I've been harbouring a farm fantasy ever since I read Radical Homemakers and realized that there could be a different way to have a farm than the way my parents did. Although I have moments where I think, maybe we could just keep things as they are, the fantasy isn't really abating. Now that Husband is experiencing the joy of life at home without a lot of external schedules (some days anyways), he's seeing the value of my vision, and I think he's finally on board with the farm fantasy. This is a very good thing.
Obviously, with us having no real skills (other than my years of horse shit-shovelling experience), it's at least a year or two out. And in the meantime, the community garden experience offers good learning. We're also going to get chickens this fall, to see how we like having them. If/when we get a farm, I think I'd like to start with chickens, provided we enjoy working with them.
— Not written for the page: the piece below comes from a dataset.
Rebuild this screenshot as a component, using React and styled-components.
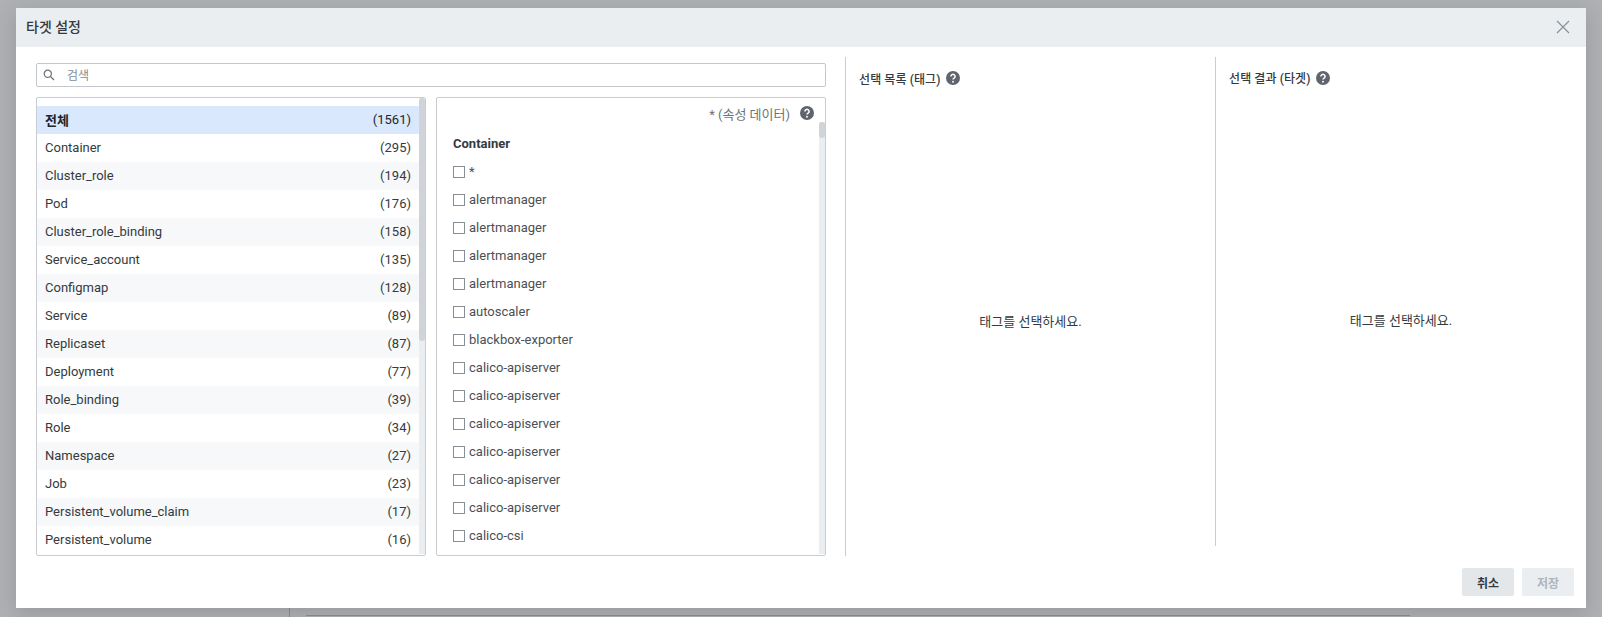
import styled, { createGlobalStyle } from 'styled-components';

const GlobalStyle = createGlobalStyle`
  html, body {
    margin: 0;
    padding: 0;
    height: 100%;
    overflow: hidden;
  }
  body {
    font-family: Roboto, "Noto Sans CJK KR", sans-serif;
    font-size: 13px;
    color: #343a40;
  }
`;

const Backdrop = styled.div`
  position: relative;
  width: 1602px;
  height: 617px;
  box-sizing: border-box;
  padding: 8px 16px 9px;
  background: #afb0b3;
`;
const PageLine = styled.div`
  position: absolute;
  top: 608px;
  left: 289px;
  width: 1px;
  height: 9px;
  background: #8b8d91;
`;
const PageRule = styled.div`
  position: absolute;
  top: 615px;
  left: 306px;
  width: 1104px;
  height: 1px;
  background: #8b8d91;
`;
const Modal = styled.div`
  position: relative;
  height: 600px;
  display: flex;
  flex-direction: column;
  background: #fff;
  box-shadow: 0 5px 20px rgba(0,0,0,0.14);
`;
const Header = styled.div`
  height: 39px;
  flex: none;
  display: flex;
  align-items: center;
  justify-content: space-between;
  padding: 0 16px 0 10px;
  background: #ebeef1;
`;
const Title = styled.h1`
  margin: 0;
  padding-bottom: 3px;
  font-size: 14px;
  font-weight: 500;
  color: #343a40;
`;
const CloseButton = styled.button`
  display: flex;
  border: 0;
  padding: 0 0 1px;
  background: none;
  color: #868e96;
`;
const Body = styled.div`
  flex: 1;
  min-height: 0;
  display: grid;
  grid-template-columns: 829px 370px 371px;
  padding-top: 10px;
`;
const Picker = styled.div`
  display: flex;
  flex-direction: column;
  gap: 10px;
  padding: 6px 19px 0 20px;
  height: 493px;
`;
const SearchBox = styled.div`
  height: 24px;
  box-sizing: border-box;
  flex: none;
  display: flex;
  align-items: center;
  gap: 12px;
  padding-left: 6px;
  border: 1px solid #c3c7cc;
  border-radius: 2px;
  color: #868e96;
  font-size: 12px;
`;
const SearchLabel = styled.span`
  padding-bottom: 2px;
`;
const Lists = styled.div`
  flex: 1;
  min-height: 0;
  display: grid;
  grid-template-columns: 390px 390px;
  gap: 10px;
`;
const Panel = styled.div`
  position: relative;
  overflow: hidden;
  box-sizing: border-box;
  border: 1px solid #c9ccd1;
  border-radius: 2px;
`;
const CategoryList = styled.ul`
  list-style: none;
  margin: 0;
  padding: 8px 6px 0 0;
`;
const CategoryRow = styled.li`
  height: 28px;
  box-sizing: border-box;
  display: flex;
  align-items: center;
  justify-content: space-between;
  padding: 0 8px 2px 8px;
  background: ${props => props.$active ? '#d9e8fd' : props.$alt ? '#f6f8fa' : '#fff'};
  font-weight: ${props => props.$active ? 700 : 400};
  color: ${props => props.$active ? '#212529' : '#343a40'};
`;
const Count = styled.span`
  font-weight: 400;
`;
const ScrollTrack = styled.div`
  position: absolute;
  top: ${props => props.$top}px;
  right: 0;
  bottom: 1px;
  width: 6px;
  background: #ebeef1;
`;
const ScrollThumb = styled.div`
  height: ${props => props.$height}px;
  border-radius: 3px;
  background: #d0d3d7;
`;
const AttrHeader = styled.div`
  display: flex;
  justify-content: flex-end;
  align-items: center;
  gap: 10px;
  height: 30px;
  padding: 0 11px 0 0;
  box-sizing: border-box;
  color: #6c737a;
`;
const GroupName = styled.div`
  height: 30px;
  padding: 1px 0 0 16px;
  box-sizing: border-box;
  display: flex;
  align-items: center;
  font-weight: 700;
  color: #343a40;
`;
const CheckRow = styled.label`
  height: 28px;
  display: flex;
  align-items: center;
  gap: 4px;
  padding-left: 16px;
  color: #495057;
`;
const CheckBox = styled.span`
  width: 10px;
  height: 10px;
  border: 1px solid #868e96;
  flex: none;
`;
const CheckLabel = styled.span`
  padding-bottom: 2px;
`;
const Column = styled.section`
  display: flex;
  flex-direction: column;
  height: ${props => props.$height}px;
  box-sizing: border-box;
  border-left: 1px solid #c9ccd1;
  padding: 12px 0 0 13px;
`;
const ColumnTitle = styled.h2`
  margin: 0;
  display: flex;
  align-items: center;
  gap: 5px;
  height: 18px;
  font-size: 12px;
  font-weight: 500;
  letter-spacing: 0.1px;
  color: #343a40;
`;
const Empty = styled.div`
  height: 466px;
  flex: none;
  display: flex;
  align-items: center;
  justify-content: center;
  padding-right: 13px;
  color: #343a40;
`;
const Footer = styled.div`
  flex: none;
  display: flex;
  justify-content: flex-end;
  gap: 8px;
  padding: 0 12px 12px 0;
`;
const Button = styled.button`
  width: 52px;
  height: 28px;
  border: 0;
  border-radius: 2px;
  font-family: inherit;
  font-size: 12px;
  font-weight: 700;
  background: ${props => props.disabled ? '#ebeef1' : '#e4e7ea'};
  color: ${props => props.disabled ? '#adb5bd' : '#343a40'};
`;

const categories = [
  ['Container', 295], ['Cluster_role', 194], ['Pod', 176], ['Cluster_role_binding', 158],
  ['Service_account', 135], ['Configmap', 128], ['Service', 89], ['Replicaset', 87],
  ['Deployment', 77], ['Role_binding', 39], ['Role', 34], ['Namespace', 27],
  ['Job', 23], ['Persistent_volume_claim', 17], ['Persistent_volume', 16],
];

const containers = [
  '*', 'alertmanager', 'alertmanager', 'alertmanager', 'alertmanager', 'autoscaler',
  'blackbox-exporter', 'calico-apiserver', 'calico-apiserver', 'calico-apiserver',
  'calico-apiserver', 'calico-apiserver', 'calico-apiserver', 'calico-csi',
];

function HelpIcon() {
  return (
    <svg width="14" height="14" viewBox="0 0 14 14">
      <circle cx="7" cy="7" r="7" fill="#5f646e" />
      <path d="M4.9 5.4a2.1 2 0 1 1 3.2 1.7c-.7.4-1.1.8-1.1 1.5" fill="none" stroke="#fff" strokeWidth="1.5" />
      <circle cx="7" cy="10.7" r="0.95" fill="#fff" />
    </svg>
  );
}

function SearchIcon() {
  return (
    <svg width="12" height="12" viewBox="0 0 12 12" fill="none" stroke="#6c737a" strokeWidth="1.2">
      <circle cx="4.8" cy="4.8" r="3.6" />
      <path d="M7.5 7.5 11 11" />
    </svg>
  );
}

function CloseIcon() {
  return (
    <svg width="14" height="14" viewBox="0 0 14 14" stroke="currentColor" strokeWidth="1.1">
      <path d="M1 1l12 12M13 1 1 13" />
    </svg>
  );
}

export default function App() {
  return (
    <Backdrop>
      <GlobalStyle />
      <PageLine />
      <PageRule />
      <Modal>
        <Header>
          <Title>타겟 설정</Title>
          <CloseButton><CloseIcon /></CloseButton>
        </Header>
        <Body>
          <Picker>
            <SearchBox>
              <SearchIcon />
              <SearchLabel>검색</SearchLabel>
            </SearchBox>
            <Lists>
              <Panel>
                <CategoryList>
                  <CategoryRow $active>
                    전체
                    <Count>(1561)</Count>
                  </CategoryRow>
                  {categories.map(([name, count], i) => (
                    <CategoryRow key={name} $alt={i % 2 === 1}>
                      {name}
                      <Count>({count})</Count>
                    </CategoryRow>
                  ))}
                </CategoryList>
                <ScrollTrack $top={0}>
                  <ScrollThumb $height={243} />
                </ScrollTrack>
              </Panel>
              <Panel>
                <AttrHeader>
                  * (속성 데이터)
                  <HelpIcon />
                </AttrHeader>
                <GroupName>Container</GroupName>
                {containers.map((name, i) => (
                  <CheckRow key={i}>
                    <CheckBox />
                    <CheckLabel>{name}</CheckLabel>
                  </CheckRow>
                ))}
                <ScrollTrack $top={24}>
                  <ScrollThumb $height={16} />
                </ScrollTrack>
              </Panel>
            </Lists>
          </Picker>
          <Column $height={499}>
            <ColumnTitle>
              선택 목록 (태그)
              <HelpIcon />
            </ColumnTitle>
            <Empty>태그를 선택하세요.</Empty>
          </Column>
          <Column $height={489}>
            <ColumnTitle>
              선택 결과 (타겟)
              <HelpIcon />
            </ColumnTitle>
            <Empty>태그를 선택하세요.</Empty>
          </Column>
        </Body>
        <Footer>
          <Button>취소</Button>
          <Button disabled>저장</Button>
        </Footer>
      </Modal>
    </Backdrop>
  );
}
I keep reading and watching memoirs and shows about urban folks moving to the country to grow their own food, and there's one major gap in their stories. Nobody talks about the money, about how you finance this dream without debt, especially when you have children you need to feed, shelter and clothe and who can't earn their keep just yet. In our area, you can't even get an acre with a house for much less than half a million dollars. So I'm pretty sure the farm dream requires moving some distance away.
I remember when we were debating whether to try homeschooling with Eldest, we noticed that it's very hard to make a decision to try something that could be better or worse, when your current situation is ok. It's much easier to try something new when everything sucks. You don't have anything to lose. But if things are ok, even nice, you stand to lose a lot. Especially if it involves moving across the province to a place where you don't know anyone.
Last fall I went to a parenting workshop with Ingrid Bauer. And she said, "This is sweet. And yet I want to reach for something sweeter." That's where I'm at, I think.
As sweet as life is at the moment, I don't want to sit at a desk for eight hours a day. I think three or maybe four hours, maybe every other day, would be perfect. I'm not the kind of person who goes outside for the sake of going outside in the winter. But if I have animals to feed, I'll enjoy it when I have to. I enjoy the forced observation of the garden and feeling my body move. I want more of all that. I'm hoping to blog more about this process of learning and transformation, but that just seems to get squeezed out. If I'm honest, it probably doesn't help that this space doesn't answer back.